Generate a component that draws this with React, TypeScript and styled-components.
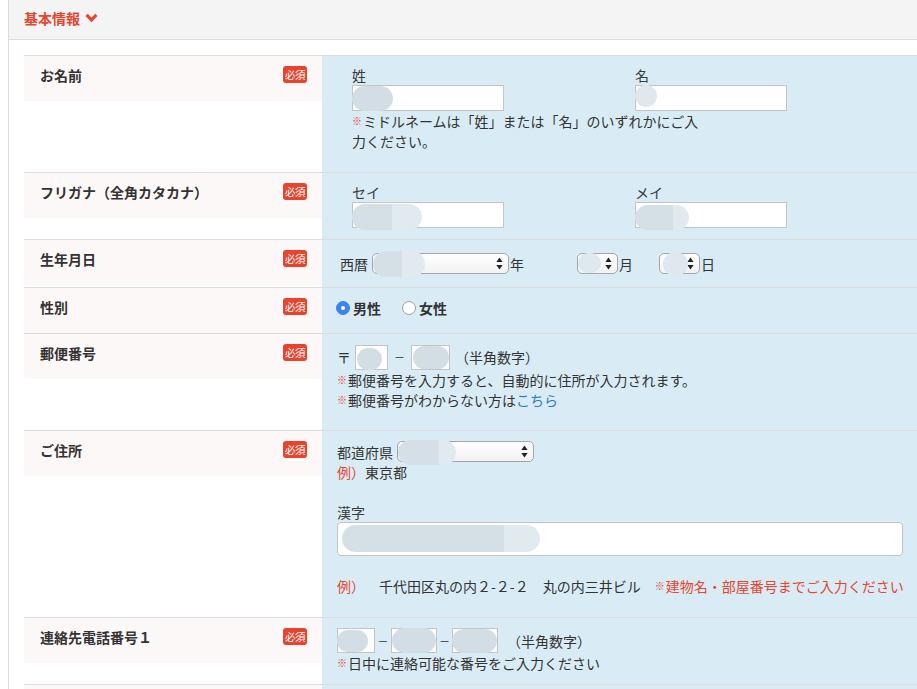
import React from 'react'
import styled, { createGlobalStyle } from 'styled-components'

const RED = '#e6452f'

const GlobalStyle = createGlobalStyle`
  * { box-sizing: border-box; }
  html, body { overflow: hidden; }
  body {
    margin: 0;
    background: #fff;
    color: #333;
    font-family: 'Noto Sans CJK JP', 'Noto Sans', sans-serif;
    font-size: 14px;
    line-height: 20px;
    text-spacing-trim: space-all;
  }
`

const Blur: React.FC<{ l: number; t: number; w: number; h: number; split?: number; light?: boolean }> = ({
  l,
  t,
  w,
  h,
  split,
  light,
}) => (
  <Blot
    style={{
      left: l,
      top: t,
      width: w,
      height: h,
      background: split
        ? `linear-gradient(90deg, #d5e0e6 ${split}%, #e1eaef ${split}%)`
        : light
        ? '#dfe8ed'
        : '#d3dee4',
    }}
  />
)

const Arrows = () => (
  <ArrowIcon width='7' height='13' viewBox='0 0 7 13'>
    <path d='M3.5 0.5 L6.6 5 H0.4 Z' fill='#222' />
    <path d='M0.4 8 H6.6 L3.5 12.5 Z' fill='#222' />
  </ArrowIcon>
)

const Required = () => <Badge>必須</Badge>

const Label: React.FC<{ text: string; required?: boolean }> = ({ text, required = true }) => (
  <LabelCell>
    <LabelBox>
      <LabelText>{text}</LabelText>
      {required && <Required />}
    </LabelBox>
  </LabelCell>
)

const App = () => {
  return (
    <>
      <GlobalStyle />
      <Page>
        <Head>
          <HeadTitle>基本情報</HeadTitle>
          <svg width='13' height='10' viewBox='0 0 13 10'>
            <path d='M1.6 1.8 L6.5 6.9 L11.4 1.8' fill='none' stroke={RED} strokeWidth='3.2' />
          </svg>
        </Head>

        <Body>
          {/* name */}
          <Row>
            <Label text='お名前' />
            <ValueCell $pad='9px 0 21px 30px'>
              <NameGrid>
                <NameCol>
                  <FieldLabel>姓</FieldLabel>
                  <Field>
                    <TextInput $w={152} $h={26} />
                    <Blur l={0} t={1} w={41} h={25} />
                  </Field>
                </NameCol>
                <NameCol>
                  <FieldLabel>名</FieldLabel>
                  <Field>
                    <TextInput $w={152} $h={26} />
                    <Blur l={0} t={0} w={22} h={22} light />
                  </Field>
                </NameCol>
              </NameGrid>
              <Note $w={352}>
                <Mark>※</Mark>ミドルネームは「姓」または「名」のいずれかにご入力ください。
              </Note>
            </ValueCell>
          </Row>

          {/* kana */}
          <Row>
            <Label text='フリガナ（全角カタカナ）' />
            <ValueCell $pad='9px 0 11px 30px'>
              <NameGrid>
                <NameCol>
                  <FieldLabel>セイ</FieldLabel>
                  <Field>
                    <TextInput $w={152} $h={26} />
                    <Blur l={0} t={2} w={70} h={26} split={57} />
                  </Field>
                </NameCol>
                <NameCol>
                  <FieldLabel>メイ</FieldLabel>
                  <Field>
                    <TextInput $w={152} $h={26} />
                    <Blur l={0} t={3} w={54} h={25} split={70} />
                  </Field>
                </NameCol>
              </NameGrid>
            </ValueCell>
          </Row>

          {/* birthday */}
          <Row>
            <Label text='生年月日' />
            <ValueCell $pad='10px 0 10px 18px'>
              <Line $h={27}>
                <span>西暦</span>
                <Field $ml={4}>
                  <Select $w={137}>
                    <Arrows />
                  </Select>
                  <Blur l={1} t={-2} w={52} h={26} split={55} />
                </Field>
                <Suffix>年</Suffix>
                <Field $ml={53}>
                  <Select $w={41}>
                    <Arrows />
                  </Select>
                  <Blur l={1} t={0} w={23} h={20} light />
                </Field>
                <Suffix>月</Suffix>
                <Field $ml={26}>
                  <Select $w={41}>
                    <Arrows />
                  </Select>
                  <Blur l={4} t={-1} w={25} h={24} light />
                </Field>
                <Suffix>日</Suffix>
              </Line>
            </ValueCell>
          </Row>

          {/* gender */}
          <Row>
            <Label text='性別' />
            <ValueCell $pad='10px 0 10px 14px'>
              <Line $h={20}>
                <Radio $checked />
                <RadioText>男性</RadioText>
                <Radio $gap={21} />
                <RadioText>女性</RadioText>
              </Line>
            </ValueCell>
          </Row>

          {/* postal */}
          <Row>
            <Label text='郵便番号' />
            <ValueCell $pad='10px 0 20px 15px'>
              <Line $h={26}>
                <span>〒</span>
                <Field $ml={4}>
                  <TextInput $w={33} $h={25} />
                  <Blur l={2} t={3} w={25} h={22} />
                </Field>
                <Dash $w={23}>－</Dash>
                <Field>
                  <TextInput $w={39} $h={25} />
                  <Blur l={2} t={1} w={36} h={23} />
                </Field>
                <Hint $ml={5}>（半角数字）</Hint>
              </Line>
              <Note>
                <Mark>※</Mark>郵便番号を入力すると、自動的に住所が入力されます。
              </Note>
              <Note>
                <Mark>※</Mark>郵便番号がわからない方は<Link href='#'>こちら</Link>
              </Note>
            </ValueCell>
          </Row>

          {/* address */}
          <Row>
            <Label text='ご住所' />
            <ValueCell $pad='10px 0 21px 15px'>
              <Line $h={21}>
                <span>都道府県</span>
                <Field $ml={4}>
                  <Select $w={137}>
                    <Arrows />
                  </Select>
                  <Blur l={1} t={-1} w={58} h={25} split={70} />
                </Field>
              </Line>
              <Note>
                <Red>例）</Red>東京都
              </Note>
              <FieldLabel $mt={20}>漢字</FieldLabel>
              <WideField>
                <TextInput $h={34} $round />
                <Blur l={5} t={3} w={198} h={27} split={82} />
              </WideField>
              <Note $mt={20}>
                <Red>例）</Red>
                {'　千代田区丸の内２-２-２　丸の内三井ビル　'}
                <Red>
                  <Mark>※</Mark>建物名・部屋番号までご入力ください
                </Red>
              </Note>
            </ValueCell>
          </Row>

          {/* phone */}
          <Row $last>
            <Label text='連絡先電話番号１' />
            <ValueCell $pad='10px 0 11px 15px'>
              <Line $h={25}>
                <Field>
                  <TextInput $w={38} $h={25} />
                  <Blur l={0} t={2} w={31} h={22} />
                </Field>
                <Dash $w={16}>－</Dash>
                <Field>
                  <TextInput $w={46} $h={25} />
                  <Blur l={1} t={0} w={44} h={25} />
                </Field>
                <Dash $w={15}>－</Dash>
                <Field>
                  <TextInput $w={46} $h={25} />
                  <Blur l={0} t={1} w={45} h={24} />
                </Field>
                <Hint $ml={9}>（半角数字）</Hint>
              </Line>
              <Note>
                <Mark>※</Mark>日中に連絡可能な番号をご入力ください
              </Note>
            </ValueCell>
          </Row>
          <NextRow />
        </Body>
      </Page>
    </>
  )
}

export default App

const Page = styled.div`
  margin-left: 8px;
  border-left: 1px solid #dcdcdc;
  min-height: 100vh;
`

const Head = styled.div`
  display: flex;
  align-items: center;
  gap: 5px;
  height: 40px;
  padding: 0 0 3px 15px;
  background: #f4f4f4;
  border-bottom: 1px solid #dcdcdc;
`

const HeadTitle = styled.h2`
  margin: 0;
  color: ${RED};
  font-size: 14px;
  font-weight: 700;
  line-height: 20px;
`

const Body = styled.div`
  padding: 15px 0 0 15px;
`

const Row = styled.div<{ $last?: boolean }>`
  display: grid;
  grid-template-columns: 298px 1fr;
  border-top: 1px solid #dcdcdc;
  ${(p) => (p.$last ? 'border-bottom: 1px solid #dcdcdc;' : '')}
`

/* start of the next row, cut by the bottom of the window */
const NextRow = styled.div`
  display: grid;
  grid-template-columns: 298px 1fr;
  height: 45px;
  background: linear-gradient(90deg, #fdf8f8 298px, #d9ecf5 298px);
`

const LabelCell = styled.div`
  background: #fff;
`

const LabelBox = styled.div`
  display: flex;
  justify-content: space-between;
  align-items: flex-start;
  height: 45px;
  padding: 9px 15px 0 16px;
  background: #fdf8f8;
`

const LabelText = styled.span`
  font-size: 14px;
  font-weight: 700;
  color: #333;
`

const Badge = styled.span`
  display: inline-block;
  width: 24px;
  height: 17px;
  margin-top: 1px;
  border-radius: 3px;
  background: #e8432d;
  color: #fff;
  font-size: 10.5px;
  line-height: 17px;
  text-align: center;
  letter-spacing: -0.5px;
`

const ValueCell = styled.div<{ $pad: string }>`
  background: #d9ecf5;
  padding: ${(p) => p.$pad};
  color: #333;
`

const NameGrid = styled.div`
  display: flex;
`

const NameCol = styled.div`
  display: flex;
  flex-direction: column;
  align-items: flex-start;
  width: 283px;
`

const FieldLabel = styled.div<{ $mt?: number }>`
  margin-top: ${(p) => p.$mt || 0}px;
  height: 20px;
  color: #3a3a3a;
`

const Field = styled.span<{ $ml?: number }>`
  position: relative;
  display: inline-block;
  flex: none;
  margin-left: ${(p) => p.$ml || 0}px;
`

const WideField = styled.div`
  position: relative;
  margin-right: 14px;
`

const TextInput = styled.input<{ $w?: number; $h: number; $round?: boolean }>`
  display: block;
  width: ${(p) => (p.$w ? `${p.$w}px` : '100%')};
  height: ${(p) => p.$h}px;
  margin: 0;
  padding: 0 4px;
  border: 1px solid #c4c4c4;
  border-radius: ${(p) => (p.$round ? '4px' : '0')};
  background: #fff;
  font: inherit;
  outline: none;
`

const Blot = styled.span`
  position: absolute;
  border-radius: 999px;
  pointer-events: none;
`

const Select = styled.div<{ $w: number }>`
  position: relative;
  width: ${(p) => p.$w}px;
  height: 21px;
  border: 1px solid #a6a6a6;
  border-radius: 5px;
  background: linear-gradient(#fefefe, #f2f2f2);
`

const ArrowIcon = styled.svg`
  position: absolute;
  right: 5px;
  top: 3px;
`

const Line = styled.div<{ $h: number }>`
  display: flex;
  align-items: center;
  height: ${(p) => p.$h}px;
  white-space: nowrap;
`

const Suffix = styled.span`
  margin-left: 1px;
`

const Dash = styled.span<{ $w: number }>`
  width: ${(p) => p.$w}px;
  text-align: center;
  font-size: 11px;
  color: #333;
`

const Hint = styled.span<{ $ml: number }>`
  margin-left: ${(p) => p.$ml}px;
`

const Note = styled.div<{ $w?: number; $mt?: number }>`
  width: ${(p) => (p.$w ? `${p.$w}px` : 'auto')};
  margin-top: ${(p) => p.$mt || 0}px;
  line-height: 20px;
`

const Mark = styled.span`
  display: inline-block;
  width: 11px;
  height: 20px;
  vertical-align: top;
  color: #e83a2a;
  font-size: 10px;
  font-weight: 700;
  line-height: 20px;
`

const Red = styled.span`
  color: ${RED};
`

const Link = styled.a`
  color: #2b7cc4;
  text-decoration: none;
`

const Radio = styled.span<{ $checked?: boolean; $gap?: number }>`
  position: relative;
  display: inline-block;
  width: 14px;
  height: 14px;
  margin: 0 3px 0 ${(p) => p.$gap || 0}px;
  border-radius: 50%;
  border: 1px solid ${(p) => (p.$checked ? '#3a82f6' : '#9d9d9d')};
  background: ${(p) => (p.$checked ? '#3a82f6' : '#fff')};
  &::after {
    content: '';
    display: ${(p) => (p.$checked ? 'block' : 'none')};
    position: absolute;
    left: 4px;
    top: 4px;
    width: 4px;
    height: 4px;
    border-radius: 50%;
    background: #fff;
  }
`

const RadioText = styled.span`
  font-weight: 700;
  color: #333;
`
──────────
Short exercise
Repeat only the lines from the beginning of the material through the line containing "const RED = '#e6452f'", both ends kept, leaving pictures out.

The solution
Generate a component that draws this with React, TypeScript and styled-components.
import React from 'react'
import styled, { createGlobalStyle } from 'styled-components'

const RED = '#e6452f'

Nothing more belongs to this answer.